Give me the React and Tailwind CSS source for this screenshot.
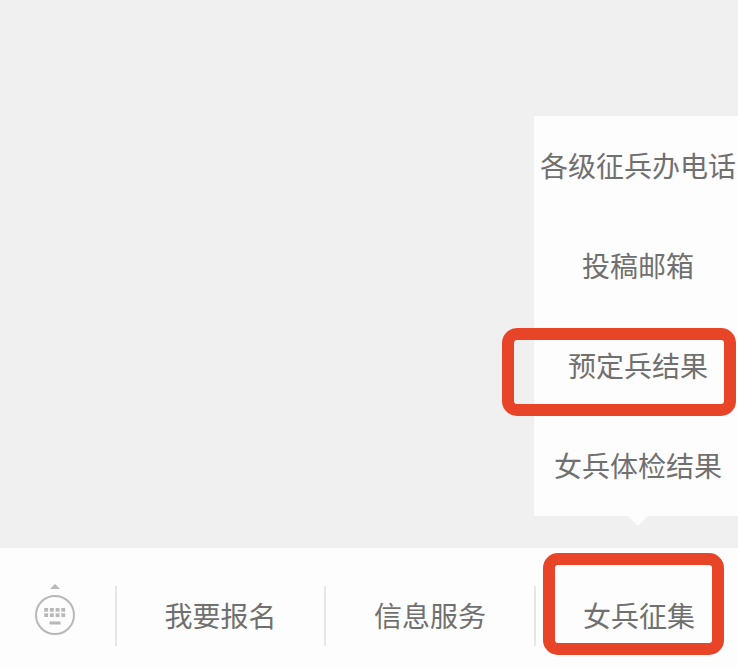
const cjk = "font-['Noto_Sans_CJK_SC','Liberation_Sans',sans-serif]";

function KeyboardIcon() {
  const keys = [];
  for (let row = 0; row < 2; row++) {
    for (let col = 0; col < 4; col++) {
      keys.push(<rect key={`${row}-${col}`} x={11.2 + col * 5.7} y={25 + row * 5.3} width="3.9" height="3.7" />);
    }
  }
  return (
    <svg width="44" height="52" viewBox="0 0 44 52" className="text-[#b8b8b8] mt-[2px]">
      <path d="M17 6 L22 1 L27 6 Z" fill="currentColor" />
      <circle cx="22" cy="32" r="19" fill="none" stroke="currentColor" strokeWidth="2" />
      <g fill="currentColor">
        {keys}
        <rect x="16.5" y="38.5" width="11" height="3" />
      </g>
    </svg>
  );
}

function MenuItem({ label }) {
  return <div className="h-[100px] flex items-center justify-center pl-1 pb-[2px] text-[28px] whitespace-nowrap">{label}</div>;
}

function BarItem({ label, className }) {
  return (
    <div className={`h-full flex items-center justify-center pt-[14px] text-[28px] ${className}`}>
      {label}
    </div>
  );
}

export default function App() {
  return (
    <div className={`relative w-[738px] h-[668px] flex flex-col overflow-hidden bg-[#f0f0f0] text-[#707070] ${cjk}`}>
      <div className="flex-1 relative">
        <div className="absolute left-[534px] top-[116px] w-[204px] bg-[#fdfdfd]">
          <MenuItem label="各级征兵办电话" />
          <MenuItem label="投稿邮箱" />
          <MenuItem label="预定兵结果" />
          <MenuItem label="女兵体检结果" />
          <div className="absolute left-[94px] -bottom-[10px] w-0 h-0 border-x-[10px] border-x-transparent border-t-[10px] border-t-[#fdfdfd]" />
        </div>
      </div>

      <div className="h-[120px] bg-[#fdfdfd] flex items-center">
        <div className="w-[115px] flex justify-center pr-[5px]">
          <KeyboardIcon />
        </div>
        <div className="w-[2px] h-[60px] mt-[16px] bg-[#e6e6e6]" />
        <BarItem label="我要报名" className="w-[207px]" />
        <div className="w-[2px] h-[60px] mt-[16px] bg-[#e6e6e6]" />
        <BarItem label="信息服务" className="w-[208px]" />
        <div className="w-[2px] h-[60px] mt-[16px] bg-[#e6e6e6]" />
        <BarItem label="女兵征集" className="flex-1 pl-1" />
      </div>

      <div className="absolute left-[502px] top-[328px] w-[234px] h-[88px] border-[12px] border-[#e84427] rounded-[15px]" />
      <div className="absolute left-[543px] top-[553px] w-[181px] h-[102px] border-[12px] border-[#e84427] rounded-[15px]" />
    </div>
  );
}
==*==
Stated problem:
Send back the data above word for word, with the pictures left out.

Expected answer:
Give me the React and Tailwind CSS source for this screenshot.
const cjk = "font-['Noto_Sans_CJK_SC','Liberation_Sans',sans-serif]";

function KeyboardIcon() {
  const keys = [];
  for (let row = 0; row < 2; row++) {
    for (let col = 0; col < 4; col++) {
      keys.push(<rect key={`${row}-${col}`} x={11.2 + col * 5.7} y={25 + row * 5.3} width="3.9" height="3.7" />);
    }
  }
  return (
    <svg width="44" height="52" viewBox="0 0 44 52" className="text-[#b8b8b8] mt-[2px]">
      <path d="M17 6 L22 1 L27 6 Z" fill="currentColor" />
      <circle cx="22" cy="32" r="19" fill="none" stroke="currentColor" strokeWidth="2" />
      <g fill="currentColor">
        {keys}
        <rect x="16.5" y="38.5" width="11" height="3" />
      </g>
    </svg>
  );
}

function MenuItem({ label }) {
  return <div className="h-[100px] flex items-center justify-center pl-1 pb-[2px] text-[28px] whitespace-nowrap">{label}</div>;
}

function BarItem({ label, className }) {
  return (
    <div className={`h-full flex items-center justify-center pt-[14px] text-[28px] ${className}`}>
      {label}
    </div>
  );
}

export default function App() {
  return (
    <div className={`relative w-[738px] h-[668px] flex flex-col overflow-hidden bg-[#f0f0f0] text-[#707070] ${cjk}`}>
      <div className="flex-1 relative">
        <div className="absolute left-[534px] top-[116px] w-[204px] bg-[#fdfdfd]">
          <MenuItem label="各级征兵办电话" />
          <MenuItem label="投稿邮箱" />
          <MenuItem label="预定兵结果" />
          <MenuItem label="女兵体检结果" />
          <div className="absolute left-[94px] -bottom-[10px] w-0 h-0 border-x-[10px] border-x-transparent border-t-[10px] border-t-[#fdfdfd]" />
        </div>
      </div>

      <div className="h-[120px] bg-[#fdfdfd] flex items-center">
        <div className="w-[115px] flex justify-center pr-[5px]">
          <KeyboardIcon />
        </div>
        <div className="w-[2px] h-[60px] mt-[16px] bg-[#e6e6e6]" />
        <BarItem label="我要报名" className="w-[207px]" />
        <div className="w-[2px] h-[60px] mt-[16px] bg-[#e6e6e6]" />
        <BarItem label="信息服务" className="w-[208px]" />
        <div className="w-[2px] h-[60px] mt-[16px] bg-[#e6e6e6]" />
        <BarItem label="女兵征集" className="flex-1 pl-1" />
      </div>

      <div className="absolute left-[502px] top-[328px] w-[234px] h-[88px] border-[12px] border-[#e84427] rounded-[15px]" />
      <div className="absolute left-[543px] top-[553px] w-[181px] h-[102px] border-[12px] border-[#e84427] rounded-[15px]" />
    </div>
  );
}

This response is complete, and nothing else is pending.